Giudizio: Un documento scottante sulla sorveglianza globale, non privo di qualche contraddizione e inevitabilmente non esaustivo. Però questa storia, che non è finita, è già troppo ricca per non dover essere riassunta in un buon libro di chi può permettersi di parlare in prima persona.
I cavalieri dell’Apocalisse sono in California
Un grande romanziere americano commenta alcuni difficili articoli scritti all’inizio del secolo scorso da un giornalista austriaco, ricordando la sua vita di studente in Germania nel 1982 con una borsa di studio.

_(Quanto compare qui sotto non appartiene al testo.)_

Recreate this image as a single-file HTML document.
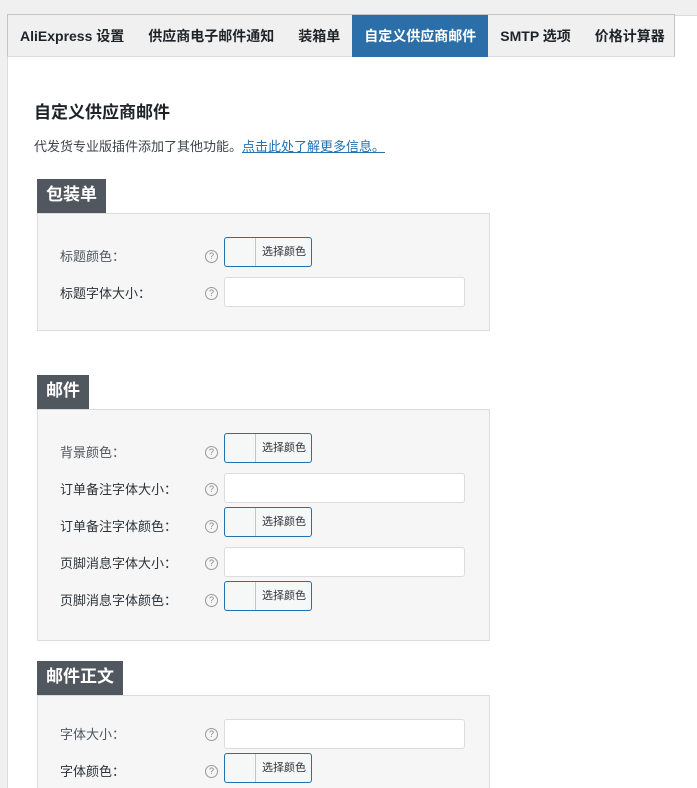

Le possibilità che un libro del genere possa essere interessante per chi volesse riflettere sulla società del digitale sono zero, a meno che questo autore non fosse Jonathan Franzen e il giornalista tradotto e commentato un altro genio come Karl Kraus. “Il progetto Kraus” è un libro indefinibile e questo è un pregio. Nessuno, forse, a parte il premio Pulitzer per “Le correzioni”, avrebbe mai pensato di riportare alla luce gli articoli di Kraus, usandone la sua rabbia, le sue stilettate, la sua critica culturale indirizzata alla società del suo tempo (che correva spedita verso il nazismo senza rendersene conto) per dare un sostrato più antico, più profondo, al suo noto odio verso il consumismo tecnologico, Internet, i social media e tutto quanto porta oggi milioni di persone a fare la fila per l’ultimo iPhone.
Il rischio di sembrare reazionario viene corso, completamente, da Franzen, tanto che negli Usa è stato letteralmente preso di mira su Twitter, ma non criticato dai commentatori più acuti della Rete. Nel suo diario-saggio di traduzione, Franzen rivendica attraverso una sua passione giovanile, quel Kraus «che fu il primo blogger della storia», il suo mondo fatto di connessioni vere, di umanesimo concreto, nel quale è possibile immaginare Jeff Bezos, il fondatore di Amazon, «forse non l’Anticristo, ma sicuramente ricorda uno dei quattro cavalieri dell’Apocalisse». Se cercate l’ebook è tempo perso: di questo libro, ovviamente, c’è solo la versione cartacea.
Giudizio: Un libro importante e difficile di un autore mai banale. Ogni tanto è bello calarsi nei panni degli altri, imparare a guardare con gli occhi dei grandi fustigatori della società. A volte incompresi, a volte profeti, quasi mai abbastanza rimpianti.